In enterprise Java applications, each deployed component (WAR, OSGi bundle, plugin) typically has its own classloader. A leaked classloader keeps its entire component alive — all classes, static fields, and objects.

Algorithm:

  1. Collect all classloader object IDs from LoadClass records in the HPROF file
  2. For each classloader instance, check its retained size in the dominator tree
  3. If retained_size > 5% of reachable_heap_size, flag as a suspect

Example output:

[HIGH] org.apache.catalina.loader.WebappClassLoader — retains 68.2% of heap (1.36 GB)

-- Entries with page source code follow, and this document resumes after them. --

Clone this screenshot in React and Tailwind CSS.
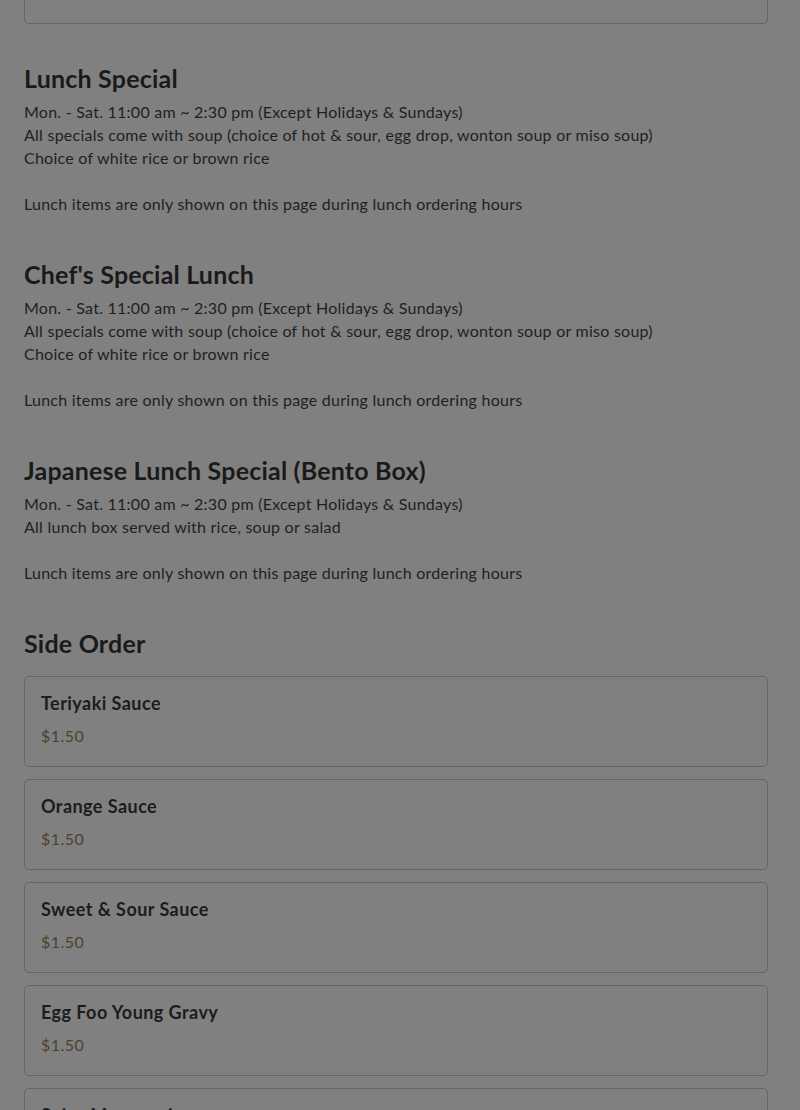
import React from "react";

const lunchLine = "Mon. - Sat. 11:00 am ~ 2:30 pm (Except Holidays & Sundays)";
const soup = "All specials come with soup (choice of hot & sour, egg drop, wonton soup or miso soup)";

const sections = [
  { title: "Lunch Special", lines: [lunchLine, soup, "Choice of white rice or brown rice"] },
  { title: "Chef's Special Lunch", lines: [lunchLine, soup, "Choice of white rice or brown rice"] },
  { title: "Japanese Lunch Special (Bento Box)", lines: [lunchLine, "All lunch box served with rice, soup or salad"] },
];

const sides = ["Teriyaki Sauce", "Orange Sauce", "Sweet & Sour Sauce", "Egg Foo Young Gravy", "Spicy Mayonnaise"];

function Card({ name, price }) {
  return (
    <div className="h-[91px] rounded-[5px] border border-[#666666] px-4 pt-[14px]">
      <div className="text-[18px] leading-[24px] font-bold tracking-[0.45px] text-[#1c1c1c]">{name}</div>
      <div className="mt-[10px] text-[16px] leading-[22px] tracking-[0.5px] text-[#4f402d]">{price}</div>
    </div>
  );
}

export default function App() {
  return (
    <div className="h-[1110px] overflow-hidden bg-[#808080] pl-6 pr-8" style={{ fontFamily: "Lato, 'Noto Sans', sans-serif" }}>
      <div className="-mt-[67px]">
        <Card name="Pad Thai" price="$15.00" />
      </div>
      {sections.map((s) => (
        <div key={s.title} className="pt-[40px] pb-[5px]">
          <h2 className="text-[25px] leading-[28px] font-bold tracking-[0.2px] text-[#1a1a1a]">{s.title}</h2>
          <div className="mt-2 text-[16px] leading-[23px] tracking-[0.25px] text-[#1f1f1f]">
            {s.lines.map((l) => (
              <div key={l}>{l}</div>
            ))}
            <div className="h-[23px]" />
            <div>Lunch items are only shown on this page during lunch ordering hours</div>
          </div>
        </div>
      ))}
      <div className="pt-[40px]">
        <h2 className="text-[25px] leading-[28px] font-bold tracking-[0.2px] text-[#1a1a1a]">Side Order</h2>
        <div className="mt-[19px] flex flex-col gap-[12px]">
          {sides.map((n) => (
            <Card key={n} name={n} price="$1.50" />
          ))}
        </div>
      </div>
    </div>
  );
}
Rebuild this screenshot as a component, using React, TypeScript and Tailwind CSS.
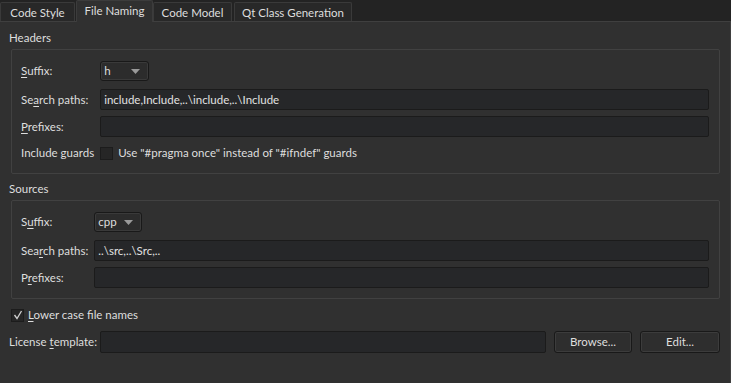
import React from "react";

const font = { fontFamily: "Lato, 'Liberation Sans', sans-serif" };

function U({ pre, u, post }: { pre: string; u: string; post: string }) {
  return (
    <span className="whitespace-nowrap">
      {pre}
      <span className="underline underline-offset-2">{u}</span>
      {post}
    </span>
  );
}

function Combo({ value, w }: { value: string; w: string }) {
  return (
    <div
      className={`h-[20px] ${w} flex items-center justify-between rounded-[3px] border border-[#191919] bg-[#2c2c2c] pl-[3px] pr-[8px] shadow-[inset_0_0_0_1px_#3a3a3a]`}
    >
      <span>{value}</span>
      <svg width="9" height="5" viewBox="0 0 9 5">
        <path d="M0 0 L9 0 L4.5 5 Z" fill="#9a9a9a" />
      </svg>
    </div>
  );
}

function Field({ value = "" }: { value?: string }) {
  return (
    <div className="h-[21px] flex items-center rounded-[2px] border border-[#1b1b1b] bg-[#262729] px-[3px] text-[#e2e2e2]">
      {value}
    </div>
  );
}

function Box({ children }: { children: React.ReactNode }) {
  return (
    <div className="h-[13px] w-[13px] border border-[#1c1c1c] bg-[#262626] flex items-center justify-center">
      {children}
    </div>
  );
}

function Group({
  suffix,
  comboW,
  search,
  labels,
  guards,
}: {
  suffix: string;
  comboW: string;
  search: string;
  labels: React.ReactNode[];
  guards?: boolean;
}) {
  return (
    <div className="mx-[2px] border border-[#414141] rounded-[2px] pt-[11px] pb-[10px] pl-[9px] pr-[10px]">
      <div className="grid grid-cols-[auto_1fr] gap-x-[6px] items-center">
        <div className="h-[20px] flex items-center">{labels[0]}</div>
        <div className="flex">
          <Combo value={suffix} w={comboW} />
        </div>
        <div className="h-[21px] mt-[8px] flex items-center">{labels[1]}</div>
        <div className="mt-[8px]">
          <Field value={search} />
        </div>
        <div className="h-[21px] mt-[6px] flex items-center">{labels[2]}</div>
        <div className="mt-[6px]">
          <Field />
        </div>
        {guards && (
          <>
            <div className="h-[20px] mt-[6px] flex items-center whitespace-nowrap">Include guards</div>
            <div className="h-[20px] mt-[6px] flex items-center gap-[5px]">
              <Box>{null}</Box>
              <span>Use "#pragma once" instead of "#ifndef" guards</span>
            </div>
          </>
        )}
      </div>
    </div>
  );
}

function Tab({ label, selected, w }: { label: string; selected?: boolean; w: string }) {
  if (selected) {
    return (
      <div
        className={`${w} h-[22px] -mb-[1px] flex justify-center items-start pt-[2px] bg-[#303030] border-x border-t border-[#3c3c3c] rounded-t-[2px] relative z-10`}
      >
        {label}
      </div>
    );
  }
  return (
    <div
      className={`${w} h-[19px] flex justify-center items-center pt-[2px] bg-[#282828] border-x border-t border-[#3a3a3a] rounded-t-[2px]`}
    >
      {label}
    </div>
  );
}

export default function App() {
  return (
    <div
      style={font}
      className="w-[731px] h-[383px] bg-[#232323] text-[#dedede] text-[11.5px] leading-[16px] flex flex-col overflow-hidden"
    >
      <div className="h-[21px] flex items-end shrink-0">
        <Tab label="Code Style" w="w-[75px]" />
        <div className="ml-[1px]">
          <Tab label="File Naming" selected w="w-[77px]" />
        </div>
        <Tab label="Code Model" w="w-[79px]" />
        <div className="ml-[2px]">
          <Tab label="Qt Class Generation" w="w-[118px]" />
        </div>
      </div>
      <div className="flex-1 bg-[#303030] border-t border-r border-[#3f3f3f] pl-[9px] pr-[8px] pt-[8px]">
        <div className="h-[16px]">Headers</div>
        <div className="mt-[3px]">
          <Group
            suffix="h"
            comboW="w-[49px]"
            search="include,Include,..\include,..\Include"
            guards
            labels={[
              <U pre="" u="S" post="uffix:" />,
              <U pre="Se" u="a" post="rch paths:" />,
              <U pre="" u="P" post="refixes:" />,
            ]}
          />
        </div>
        <div className="h-[16px] mt-[7px]">Sources</div>
        <div className="mt-[3px]">
          <Group
            suffix="cpp"
            comboW="w-[48px]"
            search="..\src,..\Src,.."
            labels={[
              <U pre="S" u="u" post="ffix:" />,
              <U pre="Sea" u="r" post="ch paths:" />,
              <U pre="P" u="r" post="efixes:" />,
            ]}
          />
        </div>
        <div className="h-[20px] mt-[6px] ml-[2px] flex items-center gap-[4px]">
          <Box>
            <svg width="10" height="10" viewBox="0 0 10 10">
              <path d="M1.5 5 L4 8.5 L8.5 1" stroke="#cfcfcf" strokeWidth="1.3" fill="none" />
            </svg>
          </Box>
          <U pre="" u="L" post="ower case file names" />
        </div>
        <div className="mt-[6px] flex items-center pr-[2px]">
          <div className="w-[91px] shrink-0">
            <U pre="License " u="t" post="emplate:" />
          </div>
          <div className="flex-1 h-[22px] rounded-[2px] border border-[#1b1b1b] bg-[#262729]" />
          <button className="ml-[8px] w-[78px] h-[22px] rounded-[3px] border border-[#191919] bg-[#2e2e2e] shadow-[inset_0_0_0_1px_#3c3c3c]">
            Browse...
          </button>
          <button className="ml-[8px] w-[80px] h-[22px] rounded-[3px] border border-[#191919] bg-[#2e2e2e] shadow-[inset_0_0_0_1px_#3c3c3c]">
            Edit...
          </button>
        </div>
      </div>
    </div>
  );
}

This typically indicates a classloader leak in a web application — a web app was undeployed but its classloader was not garbage collected due to a lingering reference.

Phase 2: Accumulation Point Discovery

Goal: For each classloader suspect, find the specific object where memory "fans out" from a linear chain into a wide structure.

Algorithm:

  1. Start at the classloader node in the dominator tree
  2. Walk down the tree, always following the child with the largest retained size
  3. At each step, check: does the largest child retain more than 80% of the current node's retained size?
    • Yes → continue walking (this is a pass-through node, not the real accumulation point)
    • No → stop — this node is the accumulation point where memory fans out to many children
  4. Report the accumulation point in the suspect's description

Visual intuition:

ClassLoader (1.36 GB)         ← Phase 1 catches this
└─ AppContext (1.35 GB) ← pass-through (99% flows to one child)
└─ CacheManager (1.34 GB) ← pass-through
└─ HashMap (1.32 GB) ← ACCUMULATION POINT (children are many small entries)
├─ Entry (2.1 MB)
├─ Entry (1.9 MB)
└─ ... (650 entries)

Example output:

Memory accumulated in HashMap (1.32 GB) containing 650 entries

Phase 3: Non-Classloader Individual Suspects

Goal: Find large individual objects (Instance or Array) not already covered by classloader suspects.

Algorithm:

  1. Scan all nodes with retained_size > 5% of reachable_heap_size
  2. For each candidate, walk up the dominator tree — if any ancestor is already a Phase 1 suspect, skip it (already reported)
  3. Filter pass-throughs: if a node's largest child retains >90% of the node's retained size, skip it (the child is the real suspect, not this node)
  4. Sort by retained size, take top 10

Example output:

[MEDIUM] java.util.concurrent.ConcurrentHashMap — retains 12.3% of heap (246 MB) Single ConcurrentHashMap instance retains 12.3% of reachable heap

Phase 4: Class-Level Aggregates

Goal: Catch cases where no single object is huge, but many instances of the same class collectively consume significant memory.

Algorithm:

  1. For each class in the histogram with total_retained_size > 10% of reachable_heap_size AND instance_count > 1
  2. Check if this class is already covered by a Phase 1-3 suspect
  3. If not, report as a class-level suspect

Example output:

[MEDIUM] com.example.model.UserSession — 45,000 instances collectively retain 15.2% of heap (304 MB)

This catches the scenario where no single UserSession is large, but 45,000 of them collectively dominate the heap.

Severity Classification

SeverityConditionVisual
HIGHRetained percentage > 30%Red card
MEDIUMRetained percentage 5-30%Orange card

Objects below 5% are not reported — they are within normal operating range.

Reachable Heap Size

All percentages are computed against the reachable heap size, not the total heap size. The reachable heap size excludes objects that have no path from any GC root — these are effectively garbage awaiting collection.

reachable_heap_size = total_heap_size - unreachable_shallow_size

This matches Eclipse MAT's behavior and produces percentages consistent with MAT's leak suspect report.

Worked Example

Given a 500 MB heap dump:

PhaseSuspectRetained%Reason
1WebappClassLoader340 MB68%Classloader for leaked web app
2(accumulation point)HashMap inside SessionManager
3LogBuffer85 MB17%Single log buffer not flushed
4byte[]60 MB12%15,000 byte arrays from deserialization

Interpretation: The web app classloader is the primary leak (68%). The log buffer and byte arrays are secondary — fix the classloader leak first, then investigate whether the log buffer needs a size cap.